Hi! Which nightly version are you using and could you share your prodigy.json
configuration? Are you annotating with an existing dataset (i.e. adding more annotations to a dataset you previously created) or a new dataset?
I have the same issue and I am running version 1.11.0a4. The only configuration in my prodigy.json
is to set the sqlite database. I am annotating with a new dataset.
Same issue when using ner.teach
Can you try setting the environment variable PRODIGY_LEGACY=1
? This should work around whatever might be causing this.
Hello, new on here. I received the nightly release a few days ago and have separate virtual environments set up for the stable version, the nightly release I originally received (a4) and the one I got last night (a5).

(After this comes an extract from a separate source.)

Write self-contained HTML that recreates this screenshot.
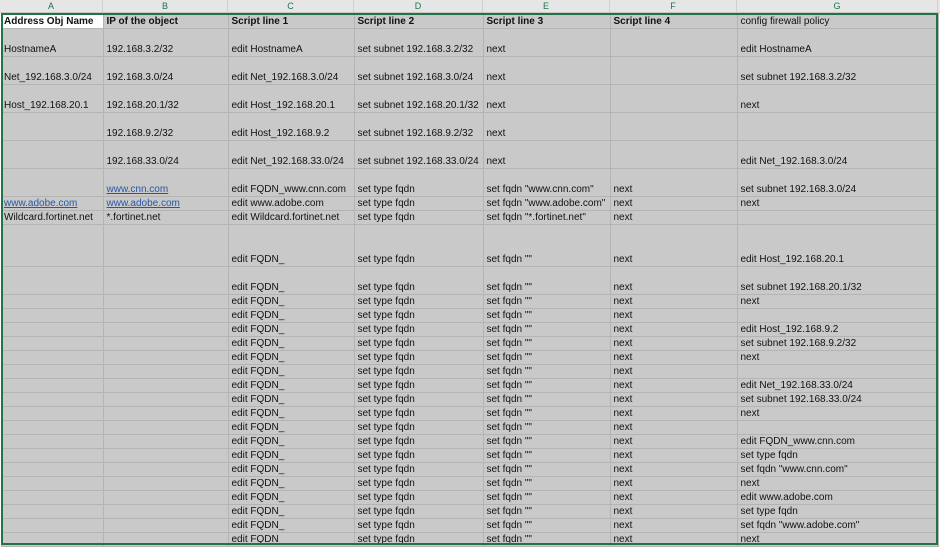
<!DOCTYPE html>
<html><head><style>
body{margin:0;width:942px;height:547px;overflow:hidden;background:#fff;position:relative;font-family:"Liberation Sans",Arial,sans-serif;}
.hdr{position:absolute;top:0;left:0;width:940px;height:13px;background:#e6e6e6;border-bottom:1px solid #c8c8c8;box-sizing:border-box}
.hdr span{position:absolute;top:0;height:12px;font-size:9px;line-height:12px;color:#217346;text-align:center;border-right:1px solid #d0d0d0;box-sizing:border-box}
table{position:absolute;top:13px;left:1px;border-collapse:collapse;table-layout:fixed;background:#c9c9c9}
td{border-right:1px solid #b4b4b4;border-bottom:1px solid #b4b4b4;padding:0 0 0 3px;font-size:10px;color:#111;vertical-align:bottom;white-space:nowrap;overflow:hidden;line-height:12px}
tr.h28 td{height:27px}tr.h14 td{height:13px}tr.h42 td{height:41px}tr.h16 td{height:15px}
.b{font-weight:bold}
a{color:#2a55a8;text-decoration:underline}
.sel{position:absolute;top:13px;left:1px;width:937px;height:532px;border:2px solid #217346;box-sizing:border-box;pointer-events:none}
</style></head><body>
<div class="hdr">
<span style="left:0;width:103px">A</span><span style="left:103px;width:125px">B</span><span style="left:228px;width:126px">C</span><span style="left:354px;width:129px">D</span><span style="left:483px;width:127px">E</span><span style="left:610px;width:127px">F</span><span style="left:737px;width:201px">G</span>
</div>
<table>
<colgroup><col style="width:102px"><col style="width:125px"><col style="width:126px"><col style="width:129px"><col style="width:127px"><col style="width:127px"><col style="width:201px"></colgroup>
<tr class="h16"><td class="b" style="background:#fff">Address Obj Name</td><td class="b">IP of the object</td><td class="b">Script line 1</td><td class="b">Script line 2</td><td class="b">Script line 3</td><td class="b">Script line 4</td><td>config firewall policy</td></tr>
<tr class="h28"><td>HostnameA</td><td>192.168.3.2/32</td><td>edit HostnameA</td><td>set subnet 192.168.3.2/32</td><td>next</td><td></td><td>edit HostnameA</td></tr>
<tr class="h28"><td>Net_192.168.3.0/24</td><td>192.168.3.0/24</td><td>edit Net_192.168.3.0/24</td><td>set subnet 192.168.3.0/24</td><td>next</td><td></td><td>set subnet 192.168.3.2/32</td></tr>
<tr class="h28"><td>Host_192.168.20.1</td><td>192.168.20.1/32</td><td>edit Host_192.168.20.1</td><td>set subnet 192.168.20.1/32</td><td>next</td><td></td><td>next</td></tr>
<tr class="h28"><td></td><td>192.168.9.2/32</td><td>edit Host_192.168.9.2</td><td>set subnet 192.168.9.2/32</td><td>next</td><td></td><td></td></tr>
<tr class="h28"><td></td><td>192.168.33.0/24</td><td>edit Net_192.168.33.0/24</td><td>set subnet 192.168.33.0/24</td><td>next</td><td></td><td>edit Net_192.168.3.0/24</td></tr>
<tr class="h28"><td></td><td><a>www.cnn.com</a></td><td>edit FQDN_www.cnn.com</td><td>set type fqdn</td><td>set fqdn "www.cnn.com"</td><td>next</td><td>set subnet 192.168.3.0/24</td></tr>
<tr class="h14"><td><a>www.adobe.com</a></td><td><a>www.adobe.com</a></td><td>edit www.adobe.com</td><td>set type fqdn</td><td>set fqdn "www.adobe.com"</td><td>next</td><td>next</td></tr>
<tr class="h14"><td>Wildcard.fortinet.net</td><td>*.fortinet.net</td><td>edit Wildcard.fortinet.net</td><td>set type fqdn</td><td>set fqdn "*.fortinet.net"</td><td>next</td><td></td></tr>
<tr class="h42"><td></td><td></td><td>edit FQDN_</td><td>set type fqdn</td><td>set fqdn ""</td><td>next</td><td>edit Host_192.168.20.1</td></tr>
<tr class="h28"><td></td><td></td><td>edit FQDN_</td><td>set type fqdn</td><td>set fqdn ""</td><td>next</td><td>set subnet 192.168.20.1/32</td></tr>
<tr class="h14"><td></td><td></td><td>edit FQDN_</td><td>set type fqdn</td><td>set fqdn ""</td><td>next</td><td>next</td></tr>
<tr class="h14"><td></td><td></td><td>edit FQDN_</td><td>set type fqdn</td><td>set fqdn ""</td><td>next</td><td></td></tr>
<tr class="h14"><td></td><td></td><td>edit FQDN_</td><td>set type fqdn</td><td>set fqdn ""</td><td>next</td><td>edit Host_192.168.9.2</td></tr>
<tr class="h14"><td></td><td></td><td>edit FQDN_</td><td>set type fqdn</td><td>set fqdn ""</td><td>next</td><td>set subnet 192.168.9.2/32</td></tr>
<tr class="h14"><td></td><td></td><td>edit FQDN_</td><td>set type fqdn</td><td>set fqdn ""</td><td>next</td><td>next</td></tr>
<tr class="h14"><td></td><td></td><td>edit FQDN_</td><td>set type fqdn</td><td>set fqdn ""</td><td>next</td><td></td></tr>
<tr class="h14"><td></td><td></td><td>edit FQDN_</td><td>set type fqdn</td><td>set fqdn ""</td><td>next</td><td>edit Net_192.168.33.0/24</td></tr>
<tr class="h14"><td></td><td></td><td>edit FQDN_</td><td>set type fqdn</td><td>set fqdn ""</td><td>next</td><td>set subnet 192.168.33.0/24</td></tr>
<tr class="h14"><td></td><td></td><td>edit FQDN_</td><td>set type fqdn</td><td>set fqdn ""</td><td>next</td><td>next</td></tr>
<tr class="h14"><td></td><td></td><td>edit FQDN_</td><td>set type fqdn</td><td>set fqdn ""</td><td>next</td><td></td></tr>
<tr class="h14"><td></td><td></td><td>edit FQDN_</td><td>set type fqdn</td><td>set fqdn ""</td><td>next</td><td>edit FQDN_www.cnn.com</td></tr>
<tr class="h14"><td></td><td></td><td>edit FQDN_</td><td>set type fqdn</td><td>set fqdn ""</td><td>next</td><td>set type fqdn</td></tr>
<tr class="h14"><td></td><td></td><td>edit FQDN_</td><td>set type fqdn</td><td>set fqdn ""</td><td>next</td><td>set fqdn "www.cnn.com"</td></tr>
<tr class="h14"><td></td><td></td><td>edit FQDN_</td><td>set type fqdn</td><td>set fqdn ""</td><td>next</td><td>next</td></tr>
<tr class="h14"><td></td><td></td><td>edit FQDN_</td><td>set type fqdn</td><td>set fqdn ""</td><td>next</td><td>edit www.adobe.com</td></tr>
<tr class="h14"><td></td><td></td><td>edit FQDN_</td><td>set type fqdn</td><td>set fqdn ""</td><td>next</td><td>set type fqdn</td></tr>
<tr class="h14"><td></td><td></td><td>edit FQDN_</td><td>set type fqdn</td><td>set fqdn ""</td><td>next</td><td>set fqdn "www.adobe.com"</td></tr>
<tr class="h14"><td></td><td></td><td>edit FQDN_</td><td>set type fqdn</td><td>set fqdn ""</td><td>next</td><td>next</td></tr>
</table>
<div class="sel"></div>
</body></html>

I was running into this issue as well while trying to run ner.teach on multi-word spans identified with the help of sense2vec.teach. I tried the following command in each of the three builds (stable,a4,a5):
prodigy ner.teach ner_lbl_dataset en_core_web_lg /path/to/source.txt --label LBL --patterns lbl_patterns.jsonl
My source text is several thousand examples long. In nightly a4, I found it stalled out at 10 annotations, while the stable build and a5 were not limited. Hopefully this is useful for someone!
My prodigy.json file appears to be empty when I cat
it.
Glad it worked and yes, I just realised I forgot to update this thread! We added a workaround in the latest nightly that falls back to the previous feeds behaviour and should resolve this problem
Hi, I was able to not get this problem for a while by using the PRODIGY_LEGACY=1 flag, but now it is coming back up again. I'm using the nightly prodigy-1.11.0a5 now, and with or without the flag, I am getting this issue. I'm using spacy installed from the github source. My annotation data is extremely long now, over 100k, so maybe that is why? I'm also prepopulating the annotation with a model before annotating.

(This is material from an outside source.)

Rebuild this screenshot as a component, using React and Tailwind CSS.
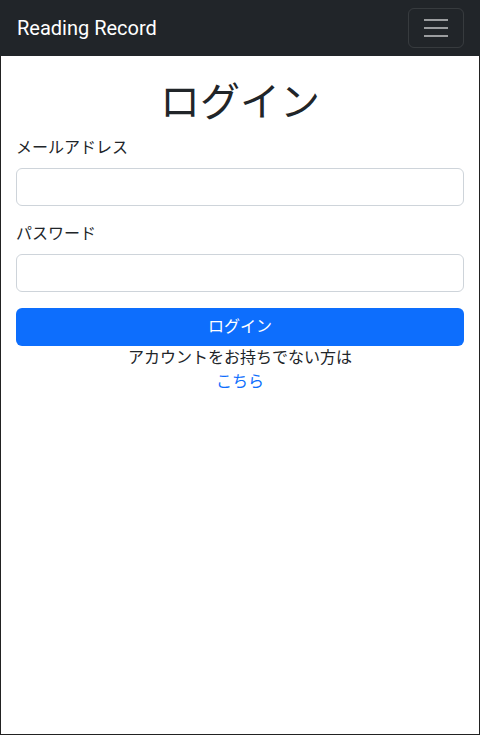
export default function App() {
  return (
    <div
      className="h-[735px] w-[480px] border border-[#222] bg-white text-[#212529]"
      style={{ fontFamily: '"Liberation Sans", "Noto Sans CJK JP", sans-serif' }}
    >
      {/* Navbar */}
      <nav className="-mt-px -mx-px flex h-[56px] items-center justify-between bg-[#212529] pl-[17px] pr-[16px]">
        <span className="text-[20px] leading-[30px] text-white" style={{ fontFamily: 'Roboto, "Liberation Sans", sans-serif' }}>
          Reading Record
        </span>
        <button className="flex h-[40px] w-[56px] flex-col items-center justify-center gap-[6px] rounded-[6px] border border-white/10">
          <span className="block h-[2px] w-[24px] bg-white/55" />
          <span className="block h-[2px] w-[24px] bg-white/55" />
          <span className="block h-[2px] w-[24px] bg-white/55" />
        </button>
      </nav>

      {/* Login form */}
      <div className="px-[15px] pt-[22px]">
        <h1 className="text-center text-[40px] leading-[48px] font-normal">ログイン</h1>

        <div className="mt-[10px]">
          <label className="block text-[16px] leading-[24px]">メールアドレス</label>
          <input
            type="email"
            className="mt-[8px] block h-[38px] w-full rounded-[6px] border border-[#ced4da] px-3"
          />
        </div>

        <div className="mt-[16px]">
          <label className="block text-[16px] leading-[24px]">パスワード</label>
          <input
            type="password"
            className="mt-[8px] block h-[38px] w-full rounded-[6px] border border-[#ced4da] px-3"
          />
        </div>

        <button className="mt-[16px] block h-[38px] w-full rounded-[6px] bg-[#0d6efd] text-[16px] text-white">
          ログイン
        </button>

        <p className="text-center text-[16px] leading-[24px]">アカウントをお持ちでない方は</p>
        <p className="text-center text-[16px] leading-[24px]">
          <a href="#" className="text-[#0d6efd]">こちら</a>
        </p>
      </div>
    </div>
  );
}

By extremely long, do you mean the input data or the individual examples? The number of incoming examples shouldn't matter because the stream is only consumed in batches.
Do you have a custom recipe that pre-populates the annotations? If so, is there any case where your stream might yield None
values, or does the model take very long to process the texts? Also, is there any place where you're duplicating examples (e.g. to send out multiple suggestions)? And when you look at the hashes of the outgoing examples, do you see any duplicates there?

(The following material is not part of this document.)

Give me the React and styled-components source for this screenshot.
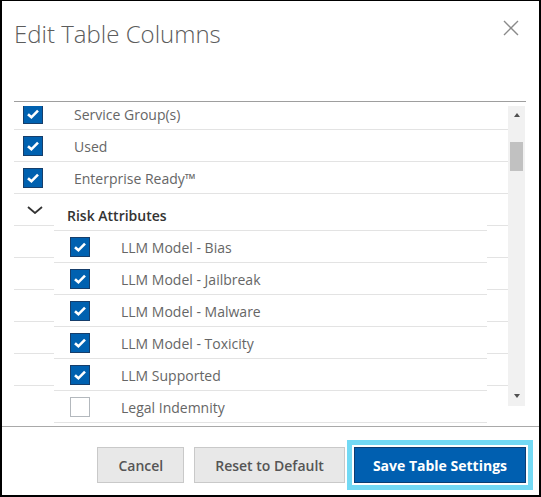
import styled, { createGlobalStyle } from 'styled-components';
import { useLayoutEffect, useRef } from 'react';

const GlobalStyle = createGlobalStyle`
  html, body {
    margin: 0;
    padding: 0;
    background: #fff;
  }
  body {
    font-family: "Open Sans", "Liberation Sans", sans-serif;
  }
`;

const topColumns = [
  { label: 'Service Group(s)', checked: true },
  { label: 'Used', checked: true },
  { label: 'Enterprise Ready™', checked: true },
];

const riskAttributes = [
  { label: 'LLM Model - Bias', checked: true },
  { label: 'LLM Model - Jailbreak', checked: true },
  { label: 'LLM Model - Malware', checked: true },
  { label: 'LLM Model - Toxicity', checked: true },
  { label: 'LLM Supported', checked: true },
  { label: 'Legal Indemnity', checked: false },
];

function CheckBox({ checked }) {
  return (
    <Box $checked={checked}>
      {checked && (
        <svg width="20" height="20" viewBox="0 0 20 20">
          <path d="M5 10.2 L8.4 13.3 L15 6.6" fill="none" stroke="#fff" strokeWidth="2.6" />
        </svg>
      )}
    </Box>
  );
}

export default function App() {
  const viewport = useRef();

  useLayoutEffect(() => {
    viewport.current.scrollTop = 8;
  }, []);

  return (<>
    <GlobalStyle />
    <Dialog>
      <Header>
        <Title>Edit Table Columns</Title>
        <CloseButton aria-label="Close">
          <svg width="16" height="16" viewBox="0 0 16 16">
            <path d="M1 1 L15 15 M15 1 L1 15" stroke="#8a8a8a" strokeWidth="1.4" fill="none" />
          </svg>
        </CloseButton>
      </Header>

      <ListWrap>
        <Viewport ref={viewport}>
          {topColumns.map((col) => (
            <Row key={col.label}>
              <CheckCell><CheckBox checked={col.checked} /></CheckCell>
              <Label>{col.label}</Label>
            </Row>
          ))}

          <Group>
            <SideCol $width={40}>
              <SideCell><Chevron /></SideCell>
              {riskAttributes.slice(1).map((a) => <SideCell key={a.label} />)}
              <SideCell $last />
            </SideCol>
            <GroupBody>
              <GroupHeader>Risk Attributes</GroupHeader>
              {riskAttributes.map((a) => (
                <ChildRow key={a.label}>
                  <CheckBox checked={a.checked} />
                  <Label>{a.label}</Label>
                </ChildRow>
              ))}
            </GroupBody>
            <SideCol $width={21}>
              <SideCell />
              {riskAttributes.slice(1).map((a) => <SideCell key={a.label} />)}
              <SideCell $last />
            </SideCol>
          </Group>
        </Viewport>

        <ScrollBar>
          <Arrow $dir="up" />
          <Thumb />
          <Arrow $dir="down" />
        </ScrollBar>
      </ListWrap>

      <Footer>
        <Button $pad={20}>Cancel</Button>
        <Button $pad={20}>Reset to Default</Button>
        <PrimaryButton $pad={18}>Save Table Settings</PrimaryButton>
      </Footer>
    </Dialog>
  </>);
}

function Chevron() {
  return (
    <svg width="16" height="8" viewBox="0 0 16 8">
      <path d="M1 1 L8 7 L15 1" fill="none" stroke="#333" strokeWidth="1.8" />
    </svg>
  );
}

const Dialog = styled.div`
  box-sizing: border-box;
  width: 541px;
  height: 497px;
  border: 2px solid #000;
  border-top-width: 1px;
  display: flex;
  flex-direction: column;
  background: #fff;
`;

const Header = styled.div`
  box-sizing: border-box;
  height: 100px;
  padding: 17px 20px 0 12px;
  display: flex;
  justify-content: space-between;
  align-items: flex-start;
`;

const Title = styled.h2`
  margin: 0;
  font-size: 24px;
  line-height: 32px;
  font-weight: 300;
  color: #5c5c5c;
`;

const CloseButton = styled.button`
  border: none;
  background: none;
  padding: 0;
  margin-top: 2px;
  width: 16px;
  height: 16px;
  cursor: pointer;
  display: flex;
`;

const ListWrap = styled.div`
  position: relative;
  margin: 0 13px 0 12px;
  padding-top: 4px;
  border-top: 1px solid #9e9e9e;
`;

const Viewport = styled.div`
  height: 320px;
  overflow-y: scroll;
  padding-right: 18px;
  padding-bottom: 32px;
  box-sizing: border-box;
  scrollbar-width: none;
  &::-webkit-scrollbar { display: none; }
`;

const Row = styled.div`
  box-sizing: border-box;
  height: 32px;
  display: flex;
  align-items: center;
  border-bottom: 1px solid #e3e3e3;
`;

const CheckCell = styled.div`
  width: 60px;
  padding-left: 9px;
  box-sizing: border-box;
  display: flex;
`;

const Label = styled.span`
  font-size: 14px;
  color: #666;
  padding-top: 2px;
`;

const Box = styled.span`
  box-sizing: border-box;
  width: 20px;
  height: 20px;
  flex: none;
  display: flex;
  align-items: center;
  justify-content: center;
  background: ${(p) => (p.$checked ? '#0061b0' : '#fff')};
  border: 1px solid ${(p) => (p.$checked ? '#163e6b' : '#b3b8bd')};
  svg { margin: -1px; }
`;

const Group = styled.div`
  display: flex;
`;

const SideCol = styled.div`
  width: ${(p) => p.$width}px;
  flex: none;
  display: flex;
  flex-direction: column;
`;

const SideCell = styled.div`
  box-sizing: border-box;
  height: ${(p) => (p.$last ? 'auto' : '32px')};
  flex: ${(p) => (p.$last ? '1' : 'none')};
  border-bottom: ${(p) => (p.$last ? 'none' : '1px solid #e3e3e3')};
  display: flex;
  align-items: center;
  justify-content: center;
  padding-left: 2px;
`;

const GroupBody = styled.div`
  flex: 1;
`;

const GroupHeader = styled.div`
  box-sizing: border-box;
  height: 37px;
  padding: 12px 0 0 13px;
  line-height: 20px;
  font-size: 14px;
  font-weight: 600;
  color: #333;
  border-bottom: 1px solid #e3e3e3;
`;

const ChildRow = styled(Row)`
  padding-left: 16px;
  gap: 31px;
`;

const ScrollBar = styled.div`
  position: absolute;
  top: 4px;
  right: 1px;
  width: 17px;
  height: 300px;
  background: #f1f1f1;
  display: flex;
  flex-direction: column;
  align-items: center;
`;

const Arrow = styled.div`
  width: 0;
  height: 0;
  border-left: 3.5px solid transparent;
  border-right: 3.5px solid transparent;
  ${(p) => (p.$dir === 'up'
    ? 'border-bottom: 4px solid #505050; margin-top: 7px;'
    : 'border-top: 4px solid #505050; margin-top: auto; margin-bottom: 8px;')}
`;

const Thumb = styled.div`
  width: 13px;
  height: 29px;
  margin-top: 25px;
  background: #c1c1c1;
`;

const Footer = styled.div`
  box-sizing: border-box;
  height: 69px;
  border-top: 1px solid #a9a9a9;
  padding: 20px 13px 0 0;
  display: flex;
  justify-content: flex-end;
  align-items: flex-start;
  gap: 9px;
  & > :first-child { margin-right: 1px; }
`;

const Button = styled.button`
  box-sizing: border-box;
  height: 36px;
  padding: 0 ${(p) => p.$pad}px;
  font-family: "Open Sans", "Liberation Sans", sans-serif;
  font-size: 14px;
  font-weight: 600;
  color: #555;
  background: #e8e8e8;
  border: 1px solid #c9c9c9;
  cursor: pointer;
`;

const PrimaryButton = styled(Button)`
  color: #fff;
  font-weight: 700;
  background: #005fb0;
  border-color: #0d3d72;
  box-shadow: 0 0 0 2px #fff, 0 0 0 7px #72d9f4;
`;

I see. I also turned the stream into a list and sorted it -- that's the only way I can get the stream to appear in order when there's more than on entity per annotation -- so it takes a little while on start up, but then it is fine.
Yea I do prepopulate, and I include streams that don't have entities -- I think this makes sense in case the prepopulating model makes a mistake. But I'm having this issue quite regularly at once every 10 annotations, so I don't feel like this is the only issue. There are no duplicates, I have de-duplicated everything.
I'm also seeing this with prodigy-1.11.0a5. I'm running:
$ prodigy rel.manual ner_exp_restr_dep en_core_web_lg ./output.jsonl \
--label HAS_COSTS,IN_YEAR \
--span-label EXP_RESTR,MONEY,DATE \
--add-ents \
--wrap
My data file:
$ cat output.jsonl | wc -l
3517
$ head -3 output.jsonl
{"text": "Due to the high fixed cost structure associated with the Retail segment, a decline in sales or the closure or poor performance of individual or multiple stores could result in significant lease termination costs, write-offs of equipment and leasehold improvements, and severance costs.", "spans": [{"start": 269, "end": 284, "label": "EXP_RESTR"}]}
{"text": "The Company regularly reviews its investment portfolio to determine if any security is other-than-temporarily impaired, which would require the Company to record an impairment charge in the period any such determination is made.", "spans": [{"start": 165, "end": 182, "label": "EXP_RESTR"}]}
{"text": "Other income and expense also could vary materially from expectations depending on gains or losses realized on the sale or exchange of financial instruments; impairment charges resulting from revaluations of debt and equity securities and other investments; interest rates; cash balances; and changes in fair value of derivative instruments.", "spans": [{"start": 158, "end": 176, "label": "EXP_RESTR"}]}
When I go to localhost:8080 only 10 annotations are available.
@jamiehannaford Thanks for the details, I was able to reproduce this and I think I found the problem. Just building a new nightly that should fix the issue
Thanks @ines that seems to have fixed it
Great to hear it, thanks for reporting back!